Stephanie Jones: Book Review - The Wonder by Emma Donoghue
- Publish Date
- Wednesday, 26 October 2016, 3:57PM
Dr William Gull, a physician to Queen Victoria, coined the medical term anorexia nervosa to describe an affliction he was observing in a number of young women. Self-starvation was accompanied by a compulsive restlessness, a seemingly unflagging energy which belied his patients’ refusal of food.
Emma Donoghue’s spellbinding historical novel The Wonder takes place some 20 years before Dr Gull’s pronouncements, asElizabeth ‘Lib’ Wright arrives in the depressed Midlands of 1850s Ireland in response to a call for an experienced nurse. The two-week job is worth the travel from England for the adventure and comparatively high pay; Lib knows little of the family she is to serve. The air is damp, the people wan and hungry, the food dominated by the taste of peat.
No tenderfoot, Lib worked at the Scutari Barracks during the Crimean War, and endured many of the same privations as the soldiers in her care. She had sought the posting out of little more than daring and aimless grief, in the aftermath of a short marriage: “She’d lost so much already, she was reckless.” Lib is wearily accustomed to others’ invocation of Florence Nightingale.
Lib’s new charge, Anna O’Donnell, has consumed nothing but clear water since her 11th birthday four months earlier. Somehow she lives still. The explanation given by Anna and accepted by her family is that she is fed by manna from God. McBrearty, the local doctor, is indignant that the village “has become a byword for credulous backwardness” and protective of the O’Donnell family, which was unusually small even before the sudden death of Anna’s older brother Patrick nine months earlier.
To prove the O’Donnell case one way or the other – religious miracle or earthly fraud – a committee has formed with the mission of standing two attendants with Anna around the clock for two weeks. Lib’s colleague is a silent nun, Sister Michael. Lib absorbs two truths: that she’s been selected for her credibility-enhancing association with the great nurse, and that the job is “poisoned bait”. She is convinced before meeting Anna that the girl has ensnared all around her in a charade. Anna has become a tourist attraction, and a money box in the family home into which supplicants deposit coins hardens Lib’s skepticism.
Years before physicists identified the observer effect, Lib expresses to Sister Michael her concern that Anna is being affected by the watch. It is easy to follow in Lib’s earnest and honourable footsteps and to trust her as a medical Miss Marple who interrogates all parties and examines her subject with a pathologist’s focus, observing the swollen extremities, downy skin, steadily rising pulse rate. As the fortnight passes, the child sickens and the plot thickens.
In tracking Anna’s starvation, Lib feels the agony her charge cannot or will not voice.
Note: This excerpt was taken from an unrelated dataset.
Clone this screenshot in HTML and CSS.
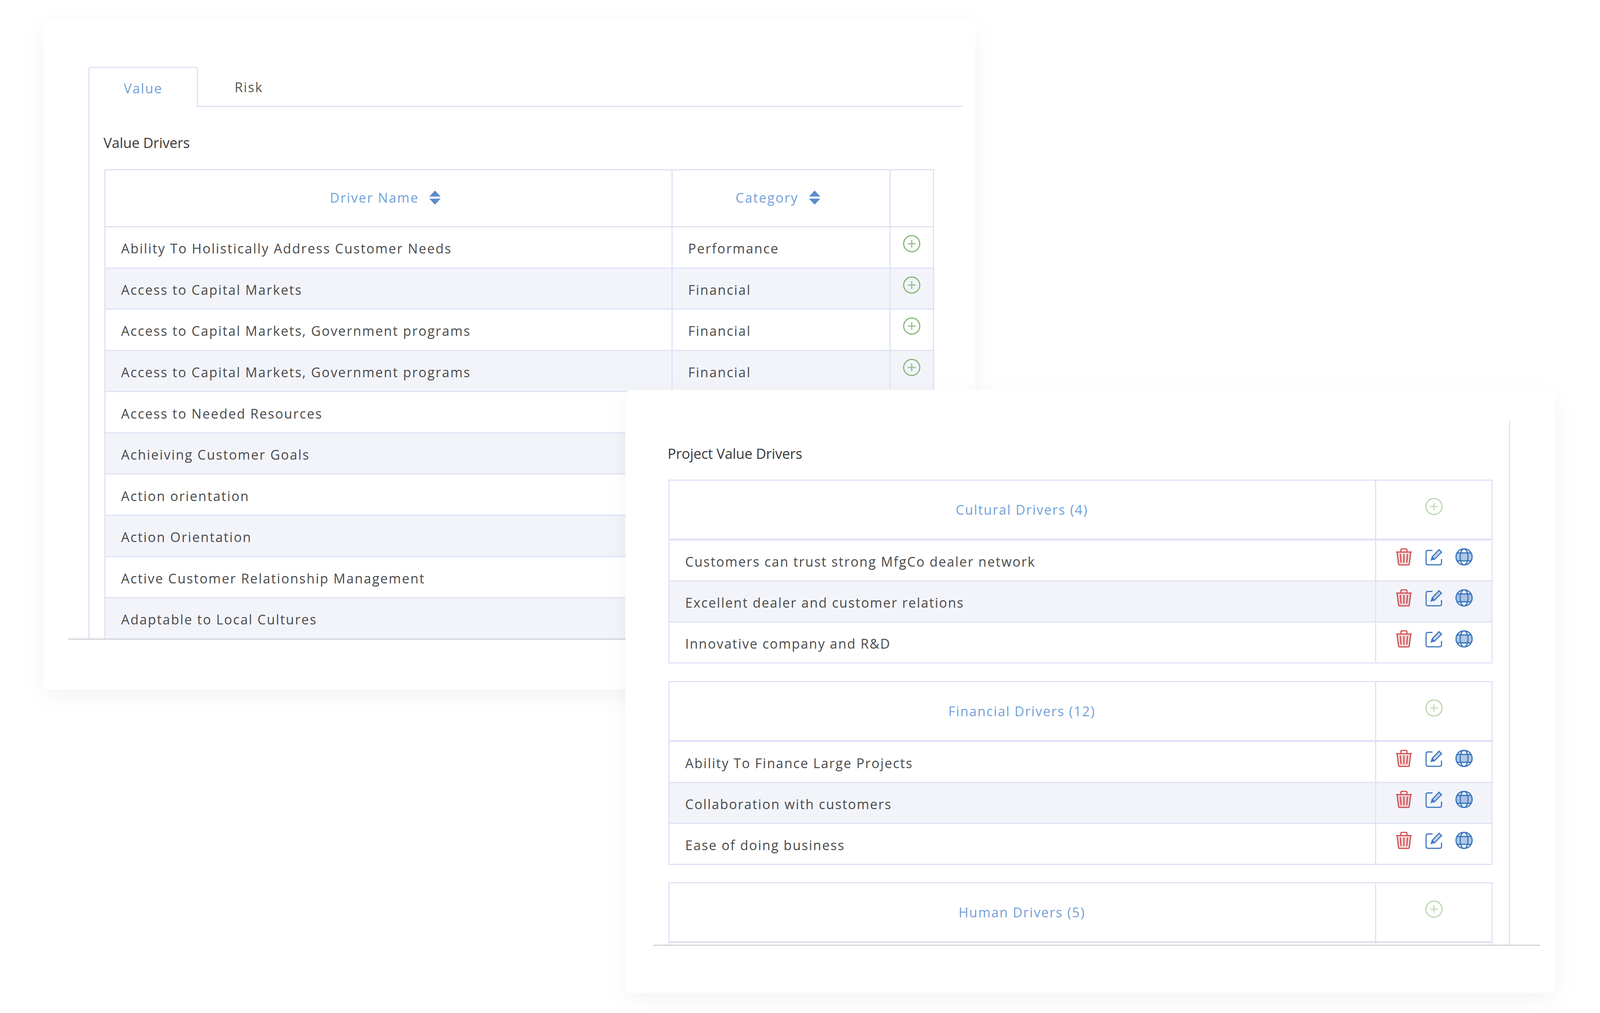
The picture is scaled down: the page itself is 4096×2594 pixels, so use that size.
FILE: index.html
```html
<!DOCTYPE html>
<html lang="en">
<head>
<meta charset="utf-8">
<title>Value Drivers</title>
<link rel="stylesheet" href="styles.css">
</head>
<body>
<svg class="defs" width="0" height="0" aria-hidden="true">
  <symbol id="i-plus" viewBox="0 0 48 48">
    <circle cx="24" cy="24" r="22.5" fill="none" stroke="currentColor" stroke-width="3"/>
    <path d="M24 13v22M13 24h22" fill="none" stroke="currentColor" stroke-width="3.400" opacity=".8"/>
  </symbol>
  <symbol id="i-sort" viewBox="0 0 32 40">
    <path d="M16 0 32 17H0ZM0 23H32L16 40Z" fill="currentColor"/>
  </symbol>
  <symbol id="i-trash" viewBox="0 0 46 48">
    <path d="M4 11 8 44q.5 2.500 3 2.500h24q2.500 0 3-2.500l4-33Z" fill="currentColor" opacity=".22"/>
    <path d="M1 10.500h44M14.500 10V5q0-3.500 3.500-3.500h10q3.500 0 3.500 3.500v5M4 11 8 44q.5 2.500 3 2.500h24q2.500 0 3-2.500l4-33M13 16l2 24M23 16v24M33 16l-2 24" fill="none" stroke="currentColor" stroke-width="3.200"/>
  </symbol>
  <symbol id="i-edit" viewBox="0 0 48 48">
    <path d="M20 6H7Q2 6 2 11v30q0 5 5 5h33q5 0 5-5V30" fill="none" stroke="currentColor" stroke-width="3.200"/>
    <path d="M19 24 38 4l7 7-20 20Z" fill="currentColor" opacity=".3"/>
    <path d="M19 24 38 4l7 7-20 20Z" fill="none" stroke="currentColor" stroke-width="3.200"/>
    <path d="M14 35 18 23 26 31Z" fill="currentColor"/>
  </symbol>
  <symbol id="i-globe" viewBox="0 0 48 48">
    <path d="M3 14H45V34H3Z" fill="currentColor" opacity=".4"/>
    <circle cx="24" cy="24" r="22.500" fill="none" stroke="currentColor" stroke-width="3.400"/>
    <ellipse cx="24" cy="24" rx="11" ry="22.500" fill="none" stroke="currentColor" stroke-width="3.400"/>
    <path d="M5 13H43M5 35H43" fill="none" stroke="currentColor" stroke-width="3.400"/>
  </symbol>
</svg>

<main class="desktop">
  <section class="card card-value">
    <div class="clip clip-value">
      <div class="tabs">
        <div class="tab tab-active">Value</div>
        <div class="tab">Risk</div>
      </div>
      <div class="pane">
        <h2 class="title">Value Drivers</h2>
        <div class="table">
          <div class="row row-head">
            <div class="cell cell-head">Driver Name<svg class="sort"><use href="#i-sort"/></svg></div>
            <div class="cell cell-head">Category<svg class="sort"><use href="#i-sort"/></svg></div>
            <div class="cell"></div>
          </div>
          <div class="row">
            <div class="cell">Ability To Holistically Address Customer Needs</div>
            <div class="cell">Performance</div>
            <div class="cell cell-add"><svg class="icon plus"><use href="#i-plus"/></svg></div>
          </div>
          <div class="row">
            <div class="cell">Access to Capital Markets</div>
            <div class="cell">Financial</div>
            <div class="cell cell-add"><svg class="icon plus"><use href="#i-plus"/></svg></div>
          </div>
          <div class="row">
            <div class="cell">Access to Capital Markets, Government programs</div>
            <div class="cell">Financial</div>
            <div class="cell cell-add"><svg class="icon plus"><use href="#i-plus"/></svg></div>
          </div>
          <div class="row">
            <div class="cell">Access to Capital Markets, Government programs</div>
            <div class="cell">Financial</div>
            <div class="cell cell-add"><svg class="icon plus"><use href="#i-plus"/></svg></div>
          </div>
          <div class="row"><div class="cell">Access to Needed Resources</div><div class="cell"></div><div class="cell"></div></div>
          <div class="row"><div class="cell">Achieiving Customer Goals</div><div class="cell"></div><div class="cell"></div></div>
          <div class="row"><div class="cell">Action orientation</div><div class="cell"></div><div class="cell"></div></div>
          <div class="row"><div class="cell">Action Orientation</div><div class="cell"></div><div class="cell"></div></div>
          <div class="row"><div class="cell">Active Customer Relationship Management</div><div class="cell"></div><div class="cell"></div></div>
          <div class="row"><div class="cell">Adaptable to Local Cultures</div><div class="cell"></div><div class="cell"></div></div>
        </div>
      </div>
    </div>
  </section>

  <section class="card card-project">
    <div class="clip clip-project">
      <div class="pane-project">
        <h2 class="title">Project Value Drivers</h2>

        <div class="group">
          <div class="g-head">
            <div class="cell cell-head">Cultural Drivers (4)</div>
            <div class="cell cell-gadd"><svg class="icon plus-soft"><use href="#i-plus"/></svg></div>
          </div>
          <div class="g-row">
            <div class="cell">Customers can trust strong MfgCo dealer network</div>
            <div class="cell cell-actions"><svg class="icon trash"><use href="#i-trash"/></svg><svg class="icon edit"><use href="#i-edit"/></svg><svg class="icon globe"><use href="#i-globe"/></svg></div>
          </div>
          <div class="g-row">
            <div class="cell">Excellent dealer and customer relations</div>
            <div class="cell cell-actions"><svg class="icon trash"><use href="#i-trash"/></svg><svg class="icon edit"><use href="#i-edit"/></svg><svg class="icon globe"><use href="#i-globe"/></svg></div>
          </div>
          <div class="g-row">
            <div class="cell">Innovative company and R&amp;D</div>
            <div class="cell cell-actions"><svg class="icon trash"><use href="#i-trash"/></svg><svg class="icon edit"><use href="#i-edit"/></svg><svg class="icon globe"><use href="#i-globe"/></svg></div>
          </div>
        </div>

        <div class="group">
          <div class="g-head">
            <div class="cell cell-head">Financial Drivers (12)</div>
            <div class="cell cell-gadd"><svg class="icon plus-soft"><use href="#i-plus"/></svg></div>
          </div>
          <div class="g-row">
            <div class="cell">Ability To Finance Large Projects</div>
            <div class="cell cell-actions"><svg class="icon trash"><use href="#i-trash"/></svg><svg class="icon edit"><use href="#i-edit"/></svg><svg class="icon globe"><use href="#i-globe"/></svg></div>
          </div>
          <div class="g-row">
            <div class="cell">Collaboration with customers</div>
            <div class="cell cell-actions"><svg class="icon trash"><use href="#i-trash"/></svg><svg class="icon edit"><use href="#i-edit"/></svg><svg class="icon globe"><use href="#i-globe"/></svg></div>
          </div>
          <div class="g-row">
            <div class="cell">Ease of doing business</div>
            <div class="cell cell-actions"><svg class="icon trash"><use href="#i-trash"/></svg><svg class="icon edit"><use href="#i-edit"/></svg><svg class="icon globe"><use href="#i-globe"/></svg></div>
          </div>
        </div>

        <div class="group">
          <div class="g-head">
            <div class="cell cell-head">Human Drivers (5)</div>
            <div class="cell cell-gadd"><svg class="icon plus-soft"><use href="#i-plus"/></svg></div>
          </div>
          <div class="g-row"><div class="cell"></div><div class="cell"></div></div>
        </div>
      </div>
    </div>
  </section>
</main>
</body>
</html>
```
FILE: styles.css
```css
* { box-sizing: border-box; }
html, body { margin: 0; padding: 0; background: #fff; }
body {
  width: 4096px;
  height: 2594px;
  overflow: hidden;
  font-family: "Open Sans", "Liberation Sans", sans-serif;
  font-size: 34px;
  color: #4a4a4a;
}
.defs { position: absolute; }
.desktop { position: relative; width: 4096px; height: 2594px; }

.card {
  position: absolute;
  background: #fff;
  border-radius: 14px;
  box-shadow: 0 16px 60px rgba(0, 0, 0, .05);
}
.card-value { left: 111px; top: 52px; width: 2386px; height: 1714px; }
.card-project { left: 1601px; top: 998px; width: 2381px; height: 1544px; }

.clip { overflow: hidden; border-bottom: 3px solid #d2d3d8; }
.clip-value { margin-left: 64px; width: 2288px; height: 1586px; padding-top: 119px; }
.clip-project { margin-left: 71px; margin-top: 80px; width: 2271px; height: 1344px; }

.tabs { display: flex; margin-left: 51px; height: 103px; border-bottom: 3px solid #dfe2f6; }
.tab {
  width: 260px;
  height: 100px;
  display: flex;
  align-items: center;
  justify-content: center;
  letter-spacing: 2.400px;
  color: #555;
  padding-top: 3px;
}
.tab-active {
  width: 281px;
  height: 103px;
  color: #72a0d8;
  background: #fff;
  border: 3px solid #dfe2f6;
  border-bottom: 0;
  border-radius: 6px 6px 0 0;
  padding-top: 4px;
}

.pane { margin-left: 51px; height: 1400px; border-left: 3px solid #dfe2f6; padding-left: 38px; }
.title {
  margin: 0 0 40px -2px;
  padding-top: 64px;
  font-size: 36px;
  line-height: 55px;
  font-weight: 400;
  color: #3a3a3a;
  letter-spacing: -.1px;
}

.table { width: 2124.5px; border-top: 3px solid #dfe2f6; border-left: 3px solid #dfe2f6; }
.row {
  display: grid;
  grid-template-columns: 1451.6px 558.900px 111px;
  height: 105.58px;
  border-bottom: 3px solid #dfe2f6;
}
.row:nth-child(odd) { background: #f2f4fa; }
.row.row-head { height: 146px; background: #fff; }
.cell {
  display: flex;
  align-items: center;
  padding: 6px 0 0 40px;
  border-right: 3px solid #dfe2f6;
  letter-spacing: 2.450px;
  white-space: nowrap;
}
.cell-head {
  justify-content: center;
  padding: 0 16px 4px 0;
  color: #72a0d8;
}
.cell-add { padding: 20px 0 0; align-items: flex-start; justify-content: center; }

.sort { width: 29px; height: 36px; margin-left: 27px; color: #5b8cc8; }
.icon { width: 44px; height: 44px; flex: none; }
.plus { color: #7db36c; }
.plus-soft { color: #b4d5a8; }
.trash { color: #cf4a4d; }
.edit, .globe { color: #3d78bd; }

.pane-project {
  width: 2194px;
  height: 1342px;
  border-right: 3px solid #dfe2f6;
  padding-left: 39px;
}
.pane-project .title { padding-top: 56px; margin-bottom: 39px; letter-spacing: -.2px; }

.group {
  width: 2110px;
  margin-bottom: 44.600px;
  border-top: 3px solid #dfe2f6;
  border-left: 3px solid #dfe2f6;
}
.g-head, .g-row { display: grid; grid-template-columns: 1809px 298px; }
.g-head { height: 153px; border-bottom: 5px solid #dfe2f6; }
.g-row { height: 105px; border-bottom: 3px solid #dfe2f6; }
.g-row:nth-child(odd) { background: #f2f4fa; }
.g-row .cell { letter-spacing: 2.250px; }
.g-head .cell-head { padding: 0 2px 0 0; letter-spacing: 2.150px; }
.cell-gadd { padding: 44px 0 0; align-items: flex-start; justify-content: center; }
.cell-actions { padding: 20px 0 0; gap: 33px; align-items: flex-start; justify-content: center; }
```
Her nurse’s instincts tell her Anna is neither dishonest nor “a simple case of hysteria”, as a Dublin hospital chief pompously decrees. Hysteric, lunatic, maniac: Anna fits none of the era’s limited definitions of madness. She is polite, gentle and given to quoting Scripture. In her world, hellfire and brimstone are as real as the sun, and piety and secrecy are inseparable – dangerously so, as Lib will discover.
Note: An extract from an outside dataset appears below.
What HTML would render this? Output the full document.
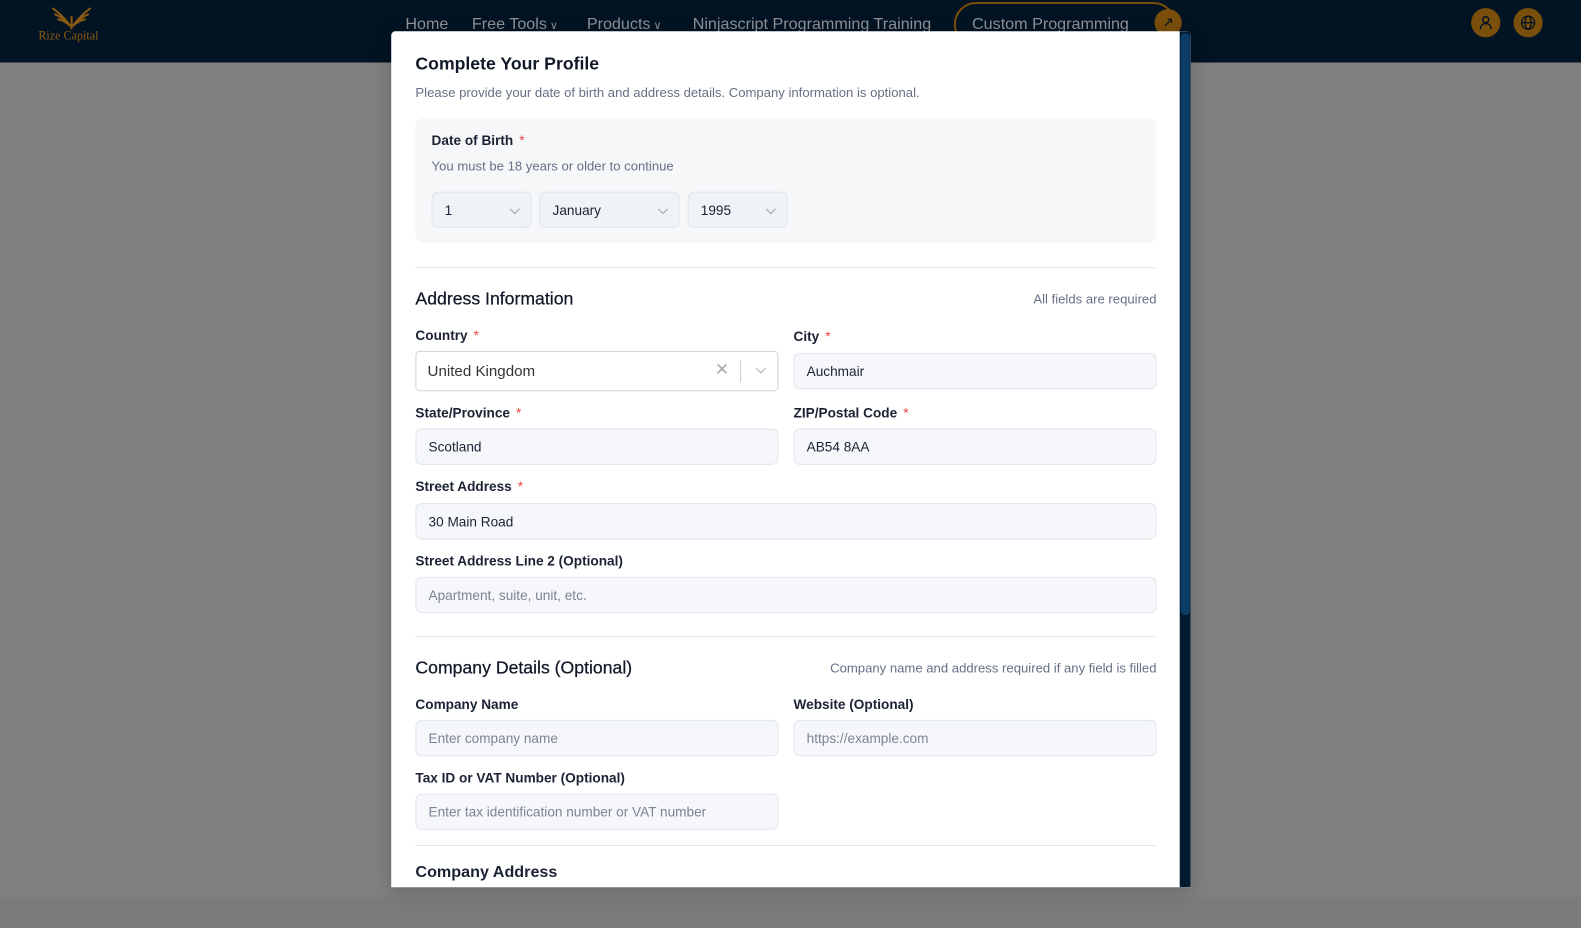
<!DOCTYPE html>
<html><head><meta charset="utf-8"><style>
*{box-sizing:border-box;margin:0;padding:0}
body{width:1581px;height:920px;overflow:hidden;background:#808080;font-family:"Liberation Sans",sans-serif;position:relative}
#w{position:absolute;left:0;top:0;width:1568px;height:913px;transform:scale(1.0083);transform-origin:0 0}
.hdr{position:absolute;left:0;top:0;width:1581px;height:62px;background:#021323}
.nav{position:absolute;top:16px;font-size:16px;color:#8f9398}
.nav small{font-size:11px;margin-left:3px}
.a{position:absolute}
.modal{position:absolute;left:388px;top:31px;width:793px;height:849px;background:#fff;border-radius:4px 4px 0 0;overflow:hidden;box-shadow:0 4px 20px rgba(0,0,0,.2)}
.sb{position:absolute;left:782px;top:0;width:11px;height:849px;background:#021a30}
.th{position:absolute;left:783px;top:2px;width:9px;height:577px;background:#0b3d66;border-radius:4px}
.lbl{position:absolute;font-size:13.5px;font-weight:bold;color:#1a2233}
.req{color:#ef4444;margin-left:6px;font-weight:normal}
.inp{position:absolute;height:36px;background:#f5f7fa;border:1px solid #e1e6ee;border-radius:6px;font-size:13.5px;color:#1a2233;padding:10px 12px 0}
.ph{color:#7c8593}
.h2{position:absolute;font-size:17.5px;color:#111827;-webkit-text-stroke:0.25px #111827}
.hr{position:absolute;left:24px;width:735px;height:1px;background:#e2e8f0}
.note{position:absolute;font-size:13px;color:#667085}
.chev{position:absolute;right:12px;top:13px;width:7px;height:7px;border-right:1.3px solid #9aa3af;border-bottom:1.3px solid #9aa3af;transform:rotate(45deg)}
</style></head><body><div id="w">
<div class="hdr">
 <svg class="a" style="left:50px;top:2px" width="42" height="28" viewBox="0 0 42 28"><g fill="none" stroke="#8a5a12" stroke-width="2"><path d="M20 24 C14 16 8 10 2 6"/><path d="M20 24 C15 18 9 14 4 12"/><path d="M20 24 C16 20 11 18 7 17"/><path d="M22 24 C28 16 34 10 40 6"/><path d="M22 24 C27 18 33 14 38 12"/><path d="M22 24 C26 20 31 18 35 17"/><path d="M21 14 V27"/></g></svg>
 <div class="a" style="left:38px;top:28px;font-family:'Liberation Serif',serif;font-size:12px;color:#8a5a12">Rize Capital</div>
 <div class="nav" style="left:402px">Home</div>
 <div class="nav" style="left:468px">Free Tools<small>∨</small></div>
 <div class="nav" style="left:582px">Products<small>∨</small></div>
 <div class="nav" style="left:687px">Ninjascript Programming Training</div>
 <div class="a" style="left:946px;top:2px;width:220px;height:44px;border:2px solid #7a4f0c;border-radius:22px"></div>
 <div class="nav" style="left:964px">Custom Programming</div>
 <div class="a" style="left:1145px;top:9px;width:27px;height:27px;border-radius:50%;background:#7a4f0c;color:#021323;font-size:14px;text-align:center;line-height:27px">↗</div>
 <div class="a" style="left:1459px;top:8px;width:29px;height:29px;border-radius:50%;background:#7a4f0c"><svg width="29" height="29" viewBox="0 0 29 29" fill="none" stroke="#021323" stroke-width="1.4"><circle cx="14.5" cy="11.5" r="3"/><path d="M9.5 21 v-1.5 a4 4 0 0 1 4-4 h2 a4 4 0 0 1 4 4 V21"/></svg></div>
 <div class="a" style="left:1501px;top:8px;width:29px;height:29px;border-radius:50%;background:#7a4f0c"><svg width="29" height="29" viewBox="0 0 29 29" fill="none" stroke="#021323" stroke-width="1.3"><circle cx="14.5" cy="14.5" r="6.5"/><ellipse cx="14.5" cy="14.5" rx="3" ry="6.5"/><path d="M8 14.5h13"/></svg></div>
</div>
<div class="a" style="left:0;top:890px;width:1581px;height:30px;background:#7b7b7b"></div>
<div class="modal">
 <div class="a" style="left:24px;top:22px;font-size:17.5px;font-weight:bold;color:#111827">Complete Your Profile</div>
 <div class="note" style="left:24px;top:53px">Please provide your date of birth and address details. Company information is optional.</div>
 <div class="a" style="left:24px;top:86px;width:735px;height:124px;background:#f6f7f9;border-radius:8px"></div>
 <div class="lbl" style="left:40px;top:101px">Date of Birth<span class="req">*</span></div>
 <div class="note" style="left:40px;top:126px">You must be 18 years or older to continue</div>
 <div class="inp" style="left:40px;top:159px;width:99px;background:#eff2f6">1<span class="chev"></span></div>
 <div class="inp" style="left:147px;top:159px;width:139px;background:#eff2f6">January<span class="chev"></span></div>
 <div class="inp" style="left:294px;top:159px;width:99px;background:#eff2f6">1995<span class="chev"></span></div>
 <div class="hr" style="top:234px"></div>
 <div class="h2" style="left:24px;top:255px">Address Information</div>
 <div class="note" style="right:34px;top:258px">All fields are required</div>
 <div class="lbl" style="left:24px;top:294px">Country<span class="req">*</span></div>
 <div class="lbl" style="left:399px;top:295px">City<span class="req">*</span></div>
 <div class="a" style="left:24px;top:317px;width:360px;height:40px;border:1px solid #cfd3d9;border-radius:4px;font-size:15px;color:#333;padding:11px 11px 0">United Kingdom
  <span class="a" style="left:296px;top:8px;color:#aaa;font-size:17px">✕</span>
  <span class="a" style="left:321px;top:8px;width:1px;height:22px;background:#ccc"></span>
  <span class="chev" style="right:13px;top:13px;border-color:#aaa"></span></div>
 <div class="inp" style="left:399px;top:319px;width:360px">Auchmair</div>
 <div class="lbl" style="left:24px;top:371px">State/Province<span class="req">*</span></div>
 <div class="lbl" style="left:399px;top:371px">ZIP/Postal Code<span class="req">*</span></div>
 <div class="inp" style="left:24px;top:394px;width:360px">Scotland</div>
 <div class="inp" style="left:399px;top:394px;width:360px">AB54 8AA</div>
 <div class="lbl" style="left:24px;top:444px">Street Address<span class="req">*</span></div>
 <div class="inp" style="left:24px;top:468px;width:735px">30 Main Road</div>
 <div class="lbl" style="left:24px;top:518px">Street Address Line 2 (Optional)</div>
 <div class="inp ph" style="left:24px;top:541px;width:735px">Apartment, suite, unit, etc.</div>
 <div class="hr" style="top:600px"></div>
 <div class="h2" style="left:24px;top:621px">Company Details (Optional)</div>
 <div class="note" style="right:34px;top:624px">Company name and address required if any field is filled</div>
 <div class="lbl" style="left:24px;top:660px">Company Name</div>
 <div class="lbl" style="left:399px;top:660px">Website (Optional)</div>
 <div class="inp ph" style="left:24px;top:683px;width:360px">Enter company name</div>
 <div class="inp ph" style="left:399px;top:683px;width:360px">https://example.com</div>
 <div class="lbl" style="left:24px;top:733px">Tax ID or VAT Number (Optional)</div>
 <div class="inp ph" style="left:24px;top:756px;width:360px">Enter tax identification number or VAT number</div>
 <div class="hr" style="top:807px"></div>
 <div class="a" style="left:24px;top:826px;font-size:16px;font-weight:bold;color:#1a2233">Company Address</div>
 <div class="sb"></div><div class="th"></div>
</div>
</div></body></html>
An extraordinary intoxication of a novel whose prose sparks and blazes, The Wonder has much in common with Donoghue’s lauded bestseller Room: a woman in crisis; a child in need of rescue; a painstaking examination of terror and morality.
A mystery defined by religiosity and superstition, The Wonder seems, with its protagonist’s devotion to science-minded record-keeping and conviction of a fraud in process, to reject a supernatural answer, even in a community which believes in the existence of fairies and which regards a harmless child as a “monstrous changeling disguised as a girl.” Donoghue’s quicksilver plotting and unerring sense of direction are Houdini-esque qualities in a novelist and the foundations of her very particular brand of magic.